### DATASET EXTRACT

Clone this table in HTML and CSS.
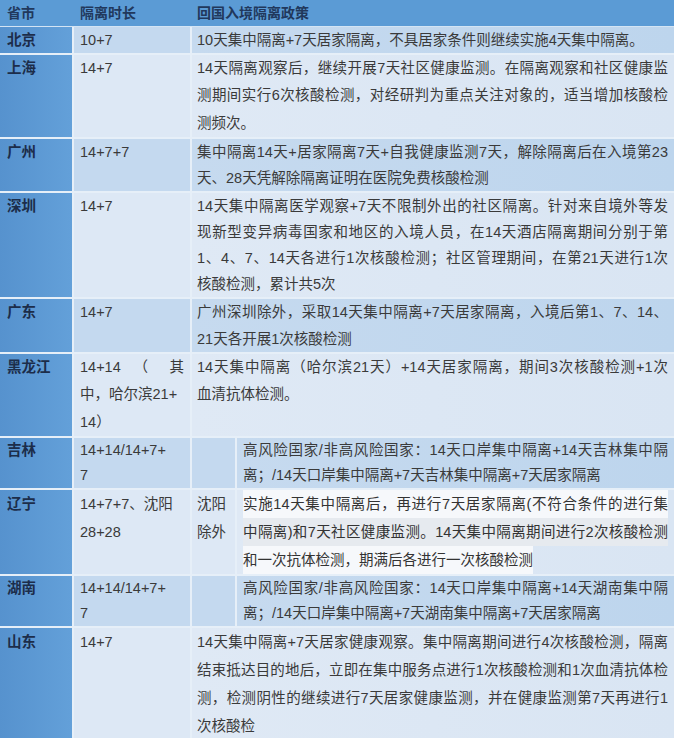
FILE: index.html
```html
<!DOCTYPE html>
<html lang="zh-CN">
<head>
<meta charset="utf-8">
<title>回国入境隔离政策</title>
<link rel="stylesheet" href="styles.css">
</head>
<body>
<div class="tbl">
  <div class="row hd">
    <div class="c p">省市</div>
    <div class="c d">隔离时长</div>
    <div class="c pol">回国入境隔离政策</div>
  </div>

  <div class="row dark l26">
    <div class="c p">北京</div>
    <div class="c d">10+7</div>
    <div class="c pol"><span class="ln">10天集中隔离+7天居家隔离，不具居家条件则继续实施4天集中隔离。</span></div>
  </div>

  <div class="row light l27">
    <div class="c p">上海</div>
    <div class="c d">14+7</div>
    <div class="c pol">
      <span class="ln j">14天隔离观察后，继续开展7天社区健康监测。在隔离观察和社区健康监</span>
      <span class="ln j">测期间实行6次核酸检测，对经研判为重点关注对象的，适当增加核酸检</span>
      <span class="ln">测频次。</span>
    </div>
  </div>

  <div class="row dark l26">
    <div class="c p">广州</div>
    <div class="c d">14+7+7</div>
    <div class="c pol">
      <span class="ln j">集中隔离14天+居家隔离7天+自我健康监测7天，解除隔离后在入境第23</span>
      <span class="ln">天、28天凭解除隔离证明在医院免费核酸检测</span>
    </div>
  </div>

  <div class="row light l26">
    <div class="c p">深圳</div>
    <div class="c d">14+7</div>
    <div class="c pol">
      <span class="ln j">14天集中隔离医学观察+7天不限制外出的社区隔离。针对来自境外等发</span>
      <span class="ln j">现新型变异病毒国家和地区的入境人员，在14天酒店隔离期间分别于第</span>
      <span class="ln j">1、4、7、14天各进行1次核酸检测；社区管理期间，在第21天进行1次</span>
      <span class="ln">核酸检测，累计共5次</span>
    </div>
  </div>

  <div class="row dark l265">
    <div class="c p">广东</div>
    <div class="c d">14+7</div>
    <div class="c pol">
      <span class="ln j">广州深圳除外，采取14天集中隔离+7天居家隔离，入境后第1、7、14、</span>
      <span class="ln">21天各开展1次核酸检测</span>
    </div>
  </div>

  <div class="row light l27">
    <div class="c p">黑龙江</div>
    <div class="c d">
      <span class="ln jw">14+14 （ 其</span>
      <span class="ln">中，哈尔滨21+</span>
      <span class="ln">14）</span>
    </div>
    <div class="c pol">
      <span class="ln j">14天集中隔离（哈尔滨21天）+14天居家隔离，期间3次核酸检测+1次</span>
      <span class="ln">血清抗体检测。</span>
    </div>
  </div>

  <div class="row dark l25">
    <div class="c p">吉林</div>
    <div class="c d">
      <span class="ln">14+14/14+7+</span>
      <span class="ln">7</span>
    </div>
    <div class="c sub"></div>
    <div class="c pol nar">
      <span class="ln j">高风险国家/非高风险国家：14天口岸集中隔离+14天吉林集中隔</span>
      <span class="ln">离；/14天口岸集中隔离+7天吉林集中隔离+7天居家隔离</span>
    </div>
  </div>

  <div class="row light l28">
    <div class="c p">辽宁</div>
    <div class="c d">
      <span class="ln">14+7+7、沈阳</span>
      <span class="ln">28+28</span>
    </div>
    <div class="c sub">
      <span class="ln">沈阳</span>
      <span class="ln">除外</span>
    </div>
    <div class="c pol nar">
      <span class="ln j hl1">实施14天集中隔离后，再进行7天居家隔离(不符合条件的进行集</span>
      <span class="ln j hl2">中隔离)和7天社区健康监测。14天集中隔离期间进行2次核酸检测</span>
      <span class="ln hl1 fit">和一次抗体检测，期满后各进行一次核酸检测</span>
    </div>
  </div>

  <div class="row dark l25">
    <div class="c p">湖南</div>
    <div class="c d">
      <span class="ln">14+14/14+7+</span>
      <span class="ln">7</span>
    </div>
    <div class="c sub"></div>
    <div class="c pol nar">
      <span class="ln j">高风险国家/非高风险国家：14天口岸集中隔离+14天湖南集中隔</span>
      <span class="ln">离；/14天口岸集中隔离+7天湖南集中隔离+7天居家隔离</span>
    </div>
  </div>

  <div class="row light l28">
    <div class="c p">山东</div>
    <div class="c d">14+7</div>
    <div class="c pol">
      <span class="ln j">14天集中隔离+7天居家健康观察。集中隔离期间进行4次核酸检测，隔离</span>
      <span class="ln j">结束抵达目的地后，立即在集中服务点进行1次核酸检测和1次血清抗体检</span>
      <span class="ln j">测，检测阴性的继续进行7天居家健康监测，并在健康监测第7天再进行1</span>
      <span class="ln">次核酸检</span>
    </div>
  </div>
</div>
</body>
</html>
```

FILE: styles.css
```css
html, body {
  margin: 0;
  padding: 0;
  background: #ffffff;
}

body {
  font-family: "Liberation Sans", "Noto Sans CJK SC", sans-serif;
  font-size: 14.5px;
  color: #3a3a3a;
}

.tbl {
  width: 674px;
  overflow: hidden;
}

.row {
  display: grid;
  grid-template-columns: 74px 118px 45px 1fr;
  border-bottom: 2px solid #e6eff8;
}

.c {
  box-sizing: border-box;
  border-right: 2px solid #e6eff8;
  padding: 0 5px 0 6px;
}

.c:last-child {
  border-right: 0;
}

.p {
  padding-left: 7px;
  font-weight: bold;
  color: #1c2d4a;
  background: linear-gradient(90deg, #5692ce, #63a0d9);
}

.d {
  padding-left: 6px;
  padding-right: 6px;
}

.pol {
  grid-column: 3 / 5;
  padding: 0 6px 0 5px;
}

.pol.nar {
  grid-column: 4;
  padding-left: 6px;
}

.sub {
  padding-left: 5px;
}

/* header */
.hd {
  background: #5b9bd5;
  line-height: 26px;
  border-bottom: 1px solid #d3e4f4;
}

.hd .c {
  border-right: 0;
  background: transparent;
  font-weight: bold;
  font-size: 14px;
  color: #21385c;
}

/* row shades */
.dark .d,
.dark .sub {
  background: #c4d9ef;
}

.dark .pol {
  background: linear-gradient(90deg, #c6daef, #bdd5ed);
}

.light .d,
.light .sub {
  background: #dde8f5;
}

.light .pol {
  background: linear-gradient(90deg, #dfe9f5, #d9e5f3);
}

/* line heights */
.l25 { line-height: 25px; }
.l26 { line-height: 26px; }
.l265 { line-height: 26.5px; }
.l27 { line-height: 27.34px; }
.l28 { line-height: 28px; }

/* text lines */
.ln {
  display: block;
}

.j {
  text-align: justify;
  text-align-last: justify;
}

.jw {
  text-align: justify;
  text-align-last: justify;
  text-justify: inter-word;
}

.hl1 {
  background: #f6f8fb;
  color: #333333;
}

.hl2 {
  background: #e6eaef;
  color: #333333;
}

.fit {
  width: fit-content;
}
```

### AIM OF THE EXERCISE
All of the material above should be reproduced exactly, except the pictures.

### FINAL RESULT
Clone this table in HTML and CSS.
FILE: index.html
```html
<!DOCTYPE html>
<html lang="zh-CN">
<head>
<meta charset="utf-8">
<title>回国入境隔离政策</title>
<link rel="stylesheet" href="styles.css">
</head>
<body>
<div class="tbl">
  <div class="row hd">
    <div class="c p">省市</div>
    <div class="c d">隔离时长</div>
    <div class="c pol">回国入境隔离政策</div>
  </div>

  <div class="row dark l26">
    <div class="c p">北京</div>
    <div class="c d">10+7</div>
    <div class="c pol"><span class="ln">10天集中隔离+7天居家隔离，不具居家条件则继续实施4天集中隔离。</span></div>
  </div>

  <div class="row light l27">
    <div class="c p">上海</div>
    <div class="c d">14+7</div>
    <div class="c pol">
      <span class="ln j">14天隔离观察后，继续开展7天社区健康监测。在隔离观察和社区健康监</span>
      <span class="ln j">测期间实行6次核酸检测，对经研判为重点关注对象的，适当增加核酸检</span>
      <span class="ln">测频次。</span>
    </div>
  </div>

  <div class="row dark l26">
    <div class="c p">广州</div>
    <div class="c d">14+7+7</div>
    <div class="c pol">
      <span class="ln j">集中隔离14天+居家隔离7天+自我健康监测7天，解除隔离后在入境第23</span>
      <span class="ln">天、28天凭解除隔离证明在医院免费核酸检测</span>
    </div>
  </div>

  <div class="row light l26">
    <div class="c p">深圳</div>
    <div class="c d">14+7</div>
    <div class="c pol">
      <span class="ln j">14天集中隔离医学观察+7天不限制外出的社区隔离。针对来自境外等发</span>
      <span class="ln j">现新型变异病毒国家和地区的入境人员，在14天酒店隔离期间分别于第</span>
      <span class="ln j">1、4、7、14天各进行1次核酸检测；社区管理期间，在第21天进行1次</span>
      <span class="ln">核酸检测，累计共5次</span>
    </div>
  </div>

  <div class="row dark l265">
    <div class="c p">广东</div>
    <div class="c d">14+7</div>
    <div class="c pol">
      <span class="ln j">广州深圳除外，采取14天集中隔离+7天居家隔离，入境后第1、7、14、</span>
      <span class="ln">21天各开展1次核酸检测</span>
    </div>
  </div>

  <div class="row light l27">
    <div class="c p">黑龙江</div>
    <div class="c d">
      <span class="ln jw">14+14 （ 其</span>
      <span class="ln">中，哈尔滨21+</span>
      <span class="ln">14）</span>
    </div>
    <div class="c pol">
      <span class="ln j">14天集中隔离（哈尔滨21天）+14天居家隔离，期间3次核酸检测+1次</span>
      <span class="ln">血清抗体检测。</span>
    </div>
  </div>

  <div class="row dark l25">
    <div class="c p">吉林</div>
    <div class="c d">
      <span class="ln">14+14/14+7+</span>
      <span class="ln">7</span>
    </div>
    <div class="c sub"></div>
    <div class="c pol nar">
      <span class="ln j">高风险国家/非高风险国家：14天口岸集中隔离+14天吉林集中隔</span>
      <span class="ln">离；/14天口岸集中隔离+7天吉林集中隔离+7天居家隔离</span>
    </div>
  </div>

  <div class="row light l28">
    <div class="c p">辽宁</div>
    <div class="c d">
      <span class="ln">14+7+7、沈阳</span>
      <span class="ln">28+28</span>
    </div>
    <div class="c sub">
      <span class="ln">沈阳</span>
      <span class="ln">除外</span>
    </div>
    <div class="c pol nar">
      <span class="ln j hl1">实施14天集中隔离后，再进行7天居家隔离(不符合条件的进行集</span>
      <span class="ln j hl2">中隔离)和7天社区健康监测。14天集中隔离期间进行2次核酸检测</span>
      <span class="ln hl1 fit">和一次抗体检测，期满后各进行一次核酸检测</span>
    </div>
  </div>

  <div class="row dark l25">
    <div class="c p">湖南</div>
    <div class="c d">
      <span class="ln">14+14/14+7+</span>
      <span class="ln">7</span>
    </div>
    <div class="c sub"></div>
    <div class="c pol nar">
      <span class="ln j">高风险国家/非高风险国家：14天口岸集中隔离+14天湖南集中隔</span>
      <span class="ln">离；/14天口岸集中隔离+7天湖南集中隔离+7天居家隔离</span>
    </div>
  </div>

  <div class="row light l28">
    <div class="c p">山东</div>
    <div class="c d">14+7</div>
    <div class="c pol">
      <span class="ln j">14天集中隔离+7天居家健康观察。集中隔离期间进行4次核酸检测，隔离</span>
      <span class="ln j">结束抵达目的地后，立即在集中服务点进行1次核酸检测和1次血清抗体检</span>
      <span class="ln j">测，检测阴性的继续进行7天居家健康监测，并在健康监测第7天再进行1</span>
      <span class="ln">次核酸检</span>
    </div>
  </div>
</div>
</body>
</html>
```

FILE: styles.css
```css
html, body {
  margin: 0;
  padding: 0;
  background: #ffffff;
}

body {
  font-family: "Liberation Sans", "Noto Sans CJK SC", sans-serif;
  font-size: 14.5px;
  color: #3a3a3a;
}

.tbl {
  width: 674px;
  overflow: hidden;
}

.row {
  display: grid;
  grid-template-columns: 74px 118px 45px 1fr;
  border-bottom: 2px solid #e6eff8;
}

.c {
  box-sizing: border-box;
  border-right: 2px solid #e6eff8;
  padding: 0 5px 0 6px;
}

.c:last-child {
  border-right: 0;
}

.p {
  padding-left: 7px;
  font-weight: bold;
  color: #1c2d4a;
  background: linear-gradient(90deg, #5692ce, #63a0d9);
}

.d {
  padding-left: 6px;
  padding-right: 6px;
}

.pol {
  grid-column: 3 / 5;
  padding: 0 6px 0 5px;
}

.pol.nar {
  grid-column: 4;
  padding-left: 6px;
}

.sub {
  padding-left: 5px;
}

/* header */
.hd {
  background: #5b9bd5;
  line-height: 26px;
  border-bottom: 1px solid #d3e4f4;
}

.hd .c {
  border-right: 0;
  background: transparent;
  font-weight: bold;
  font-size: 14px;
  color: #21385c;
}

/* row shades */
.dark .d,
.dark .sub {
  background: #c4d9ef;
}

.dark .pol {
  background: linear-gradient(90deg, #c6daef, #bdd5ed);
}

.light .d,
.light .sub {
  background: #dde8f5;
}

.light .pol {
  background: linear-gradient(90deg, #dfe9f5, #d9e5f3);
}

/* line heights */
.l25 { line-height: 25px; }
.l26 { line-height: 26px; }
.l265 { line-height: 26.5px; }
.l27 { line-height: 27.34px; }
.l28 { line-height: 28px; }

/* text lines */
.ln {
  display: block;
}

.j {
  text-align: justify;
  text-align-last: justify;
}

.jw {
  text-align: justify;
  text-align-last: justify;
  text-justify: inter-word;
}

.hl1 {
  background: #f6f8fb;
  color: #333333;
}

.hl2 {
  background: #e6eaef;
  color: #333333;
}

.fit {
  width: fit-content;
}
```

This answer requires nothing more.